Nearby, he also ironically saw the huge block-like shape of the old International Conference Centre protruding above the waves. “It was here…”, his father told him, “that they held – back in 2011 – the 17th COP global warming-makietie, attended by politicians, big business people and film stars, who didn’t give a hoot about the future of the planet, but gathered to share the limelight.”

When the incoming tide began to surge around the buildings, he pulled his anchor and started rowing back to his shack on a hill, overlooking the drowned city that now belonged to the ocean.

Is this our future?
Of course the above is an imaginary flight into the future. When I was a youngster I often thought about the future. That’s why I became a conservationist, but I could never imagine that human fertility would become the major factor that would not only endanger the wild creatures, but the planet itself and ultimately jeopardise our own existence.

Neither could I imagine that the population of India, which, in my matric year stood at 400 million, would, during my lifetime, treble to 1,2 million. Or that from then on, the world population would more than double from 3 billion to 7 billion. This means that over the past 50 years, the world population increased by over 2,5 people per second, despite mortality.

The 16 previous COP conferences were supposed to combat global warming. But as with all previous climate change talk-shops, the Montreal and Kyoto Protocols included, they avoided and did not even mention the basic cause of environmental problems – uncontrolled human population growth. Consequently, they achieved nothing.

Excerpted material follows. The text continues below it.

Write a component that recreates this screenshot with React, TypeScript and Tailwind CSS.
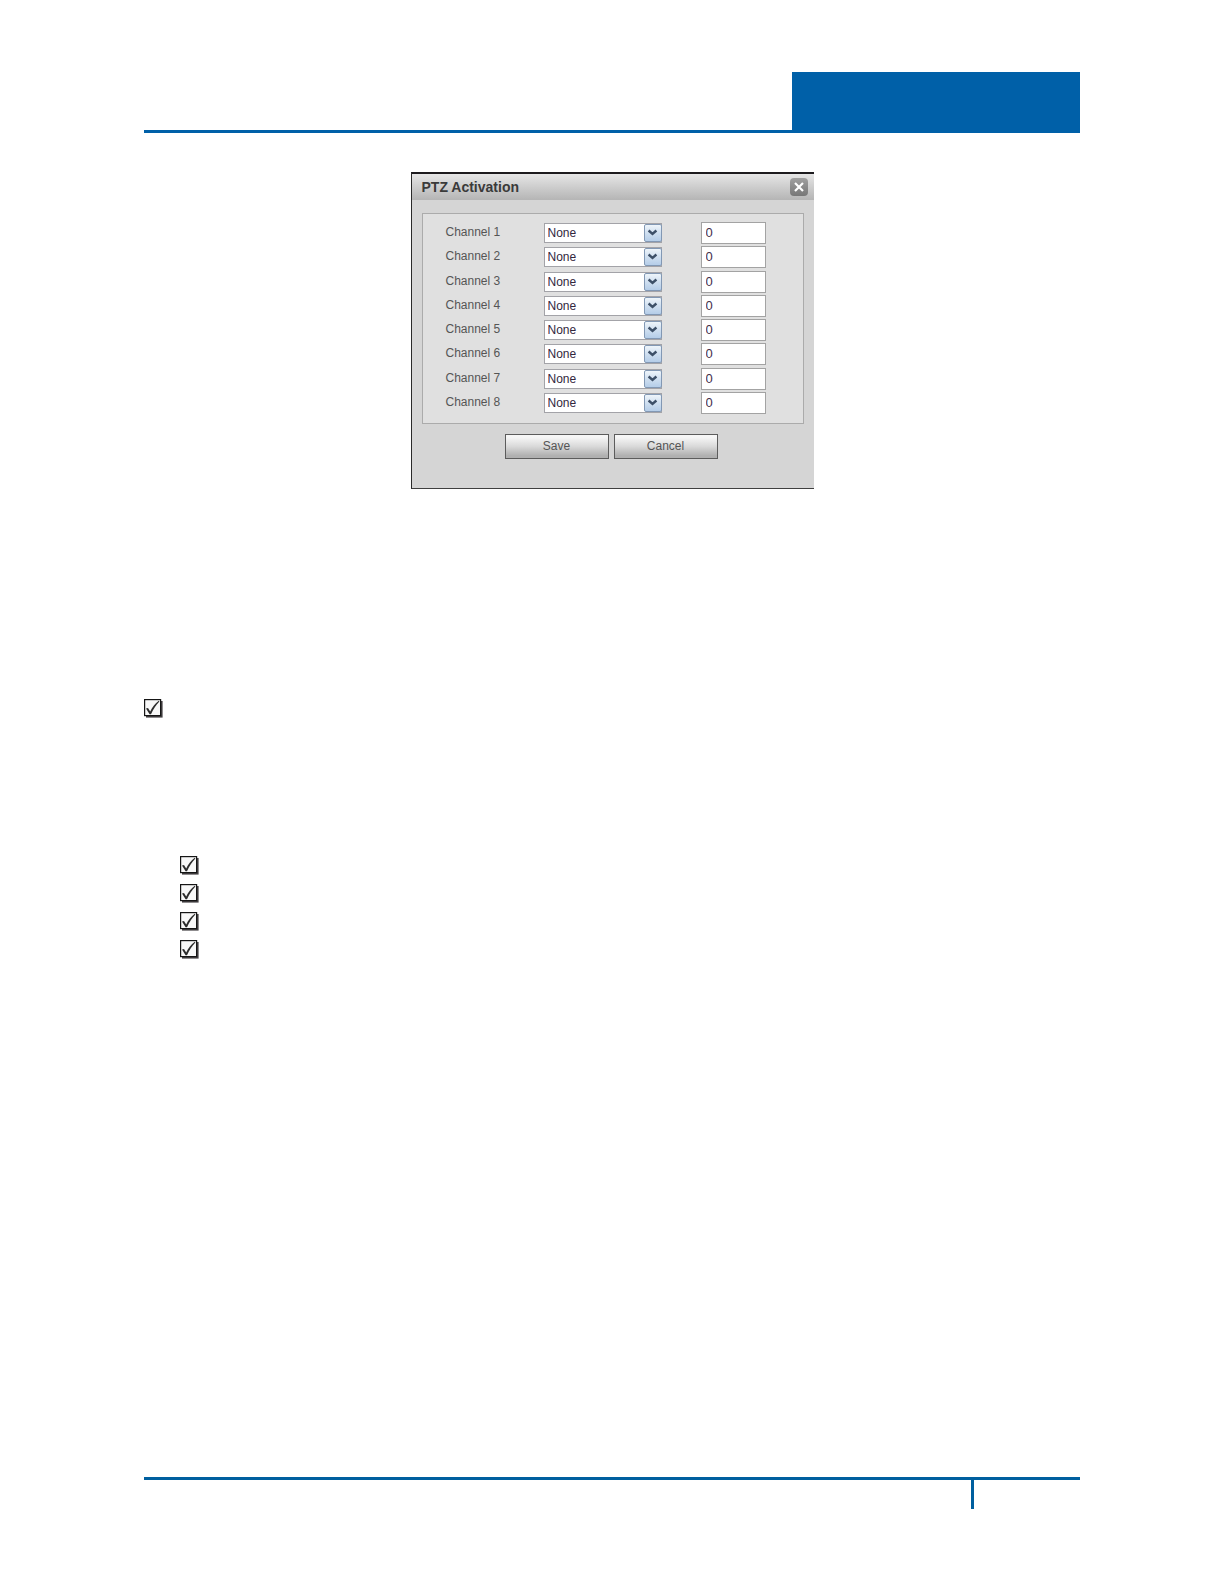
import React from "react";

const channels = [1, 2, 3, 4, 5, 6, 7, 8];
const options = ["Protocol A", "Protocol B"];

const ChannelRow: React.FC<{ channel: number }> = ({ channel }) => {
  const id = `channel-${channel}`;
  return (
    <div className="flex items-center">
      <label htmlFor={id} className="w-[98px] shrink-0 pb-[2px] leading-4 text-[#555555]">
        Channel {channel}
      </label>
      <div className="relative h-5 w-[118px] shrink-0">
        <select
          id={id}
          defaultValue="None"
          className="block h-5 w-full appearance-none border border-[#a3a3a8] bg-white pl-[3px] text-[#33273d] outline-none"
        >
          <option>None</option>
          {options.map((option) => (
            <option key={option}>{option}</option>
          ))}
        </select>
        <svg
          viewBox="0 0 18 18"
          className="pointer-events-none absolute top-px right-0 size-[18px]"
          aria-hidden="true"
        >
          <defs>
            <linearGradient id={`${id}-arrow`} x1="0" y1="0" x2="0" y2="1">
              <stop offset="0" stopColor="#f0f6fb" />
              <stop offset="0.5" stopColor="#cfdff0" />
              <stop offset="1" stopColor="#b3cce8" />
            </linearGradient>
          </defs>
          <rect
            x="0.5"
            y="0.5"
            width="17"
            height="17"
            rx="1.5"
            fill={`url(#${id}-arrow)`}
            stroke="#8298b4"
          />
          <path d="M4.6 6.5 L8.5 10 L12.4 6.5" fill="none" stroke="#3d5068" strokeWidth="2.4" />
        </svg>
      </div>
      <input
        type="text"
        defaultValue="0"
        aria-label={`Channel ${channel} address`}
        className="ml-[39px] h-[22px] w-[65px] shrink-0 border border-[#a3a3a3] bg-white px-1 pb-px text-[13px] text-[#44304c] outline-none"
      />
    </div>
  );
};

const DialogButton: React.FC<{ children: React.ReactNode }> = ({ children }) => (
  <button
    type="button"
    className="h-[25px] w-[104px] border border-[#5c5c5c] bg-linear-to-b from-[#f6f6f6] from-10% via-[#d9d9d9] via-50% to-[#b0b0b0] to-90% pb-[2px] text-[#555555]"
  >
    {children}
  </button>
);

const PtzDialog: React.FC = () => (
  <section
    role="dialog"
    aria-labelledby="ptz-title"
    className="mx-auto h-[317px] w-[403px] border-t-2 border-b border-l border-t-[#1d1b1e] border-b-[#3f3f3f] border-l-[#2b2b2b] bg-[#d5d5d5] text-xs"
  >
    <header className="flex h-[26px] items-center justify-between bg-linear-to-b from-[#e6e6e6] to-[#b5b5b5] pr-[6px] pl-[10px]">
      <h1 id="ptz-title" className="text-sm font-bold text-[#3a3a3a]">
        PTZ Activation
      </h1>
      <button
        type="button"
        aria-label="Close"
        className="flex size-[18px] items-center justify-center rounded-sm bg-linear-to-b from-[#a0a0a0] to-[#777777]"
      >
        <svg viewBox="0 0 10 10" className="size-[10px]" aria-hidden="true">
          <path d="M1 1 L9 9 M9 1 L1 9" stroke="#ffffff" strokeWidth="2.2" />
        </svg>
      </button>
    </header>
    <div className="mx-[10px] mt-[13px] border border-[#ababab] bg-[#e0e0e0] pt-2 pb-[9px] pl-[23px]">
      <div className="flex h-48 flex-col justify-between">
        {channels.map((channel) => (
          <ChannelRow key={channel} channel={channel} />
        ))}
      </div>
    </div>
    <div className="mt-[10px] flex gap-[5px] pl-[93px]">
      <DialogButton>Save</DialogButton>
      <DialogButton>Cancel</DialogButton>
    </div>
  </section>
);

const CheckMark: React.FC<{ label: string }> = ({ label }) => (
  <span className="relative block size-[19px]">
    <input
      type="checkbox"
      defaultChecked
      aria-label={label}
      className="peer absolute inset-0 size-full appearance-none"
    />
    <svg
      viewBox="0 0 19 19"
      className="pointer-events-none relative block size-[19px] [&>path]:invisible peer-checked:[&>path]:visible"
      aria-hidden="true"
    >
      <rect x="2" y="2" width="16.6" height="16.6" fill="#454244" />
      <rect x="0.6" y="0.6" width="16" height="16" fill="#f8f8f8" stroke="#151515" strokeWidth="1.2" />
      <path
        d="M2 9.4 L4 9 L6.2 12.4 C8.4 8.2 11 4.8 14.8 1.8 L15.4 2.6 C12 6.2 9.4 10.4 7 15.2 L5.6 15.2 Z"
        fill="#2c2c2c"
      />
    </svg>
  </span>
);

export default function App() {
  return (
    <div className="flex min-h-screen flex-col bg-white px-36 pt-[72px] pb-[75px] font-['Liberation_Sans',Arial,sans-serif]">
      <div className="flex justify-end border-b-3 border-[#0060a8]">
        <div className="h-[58px] w-72 bg-[#0060a8]" />
      </div>
      <main className="pt-[39px]">
        <PtzDialog />
        <div className="mt-[210px]">
          <CheckMark label="Item" />
        </div>
        <ul className="mt-[138px] flex flex-col gap-[9px] pl-9">
          {[1, 2, 3, 4].map((item) => (
            <li key={item}>
              <CheckMark label={`Item ${item}`} />
            </li>
          ))}
        </ul>
      </main>
      <footer className="mt-auto flex justify-end border-t-3 border-[#005f9f]">
        <div className="h-[29px] w-[109px] border-l-3 border-[#005f9f]" />
      </footer>
    </div>
  );
}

I’m sure it will not be on the agenda at COP 17 in Durban either, but there are other reasons why this ‘greatest event in the city’s history’ is a failure before it has even started.

Not for nothing was COP 15 in Copenhagen called “Nohopenhagen” before it even started. Like so many before, it was hosted by a country with very dirty hands. Denmark not only derives about 90% of its electricity from coal, but it’s the biggest slayer of small whales and dolphins on the planet. Since the 18th century it has annually systematically rounded up over 250 000 dolphins and pilot whales in the North Sea and driven schools of them by boat into the fjords of the Faroe Islands. Here people forced them into the shallows and hacked them to death.

In the last 30 years they killed over of 79 000, with predictable results. Since 1980, the population has plummeted by about 80%. These are the same creatures people in other places spare no effort or expense to save when stranded on a beach. I’m no animal rights activist, but I find this repugnant.

To stage an international conference about improved sustainable living and environmental awareness in a country such as Denmark, with so much blood on its hands, not only makes a mockery of such a conference, but is a travesty of justice by any signatory of the Kyoto Protocol.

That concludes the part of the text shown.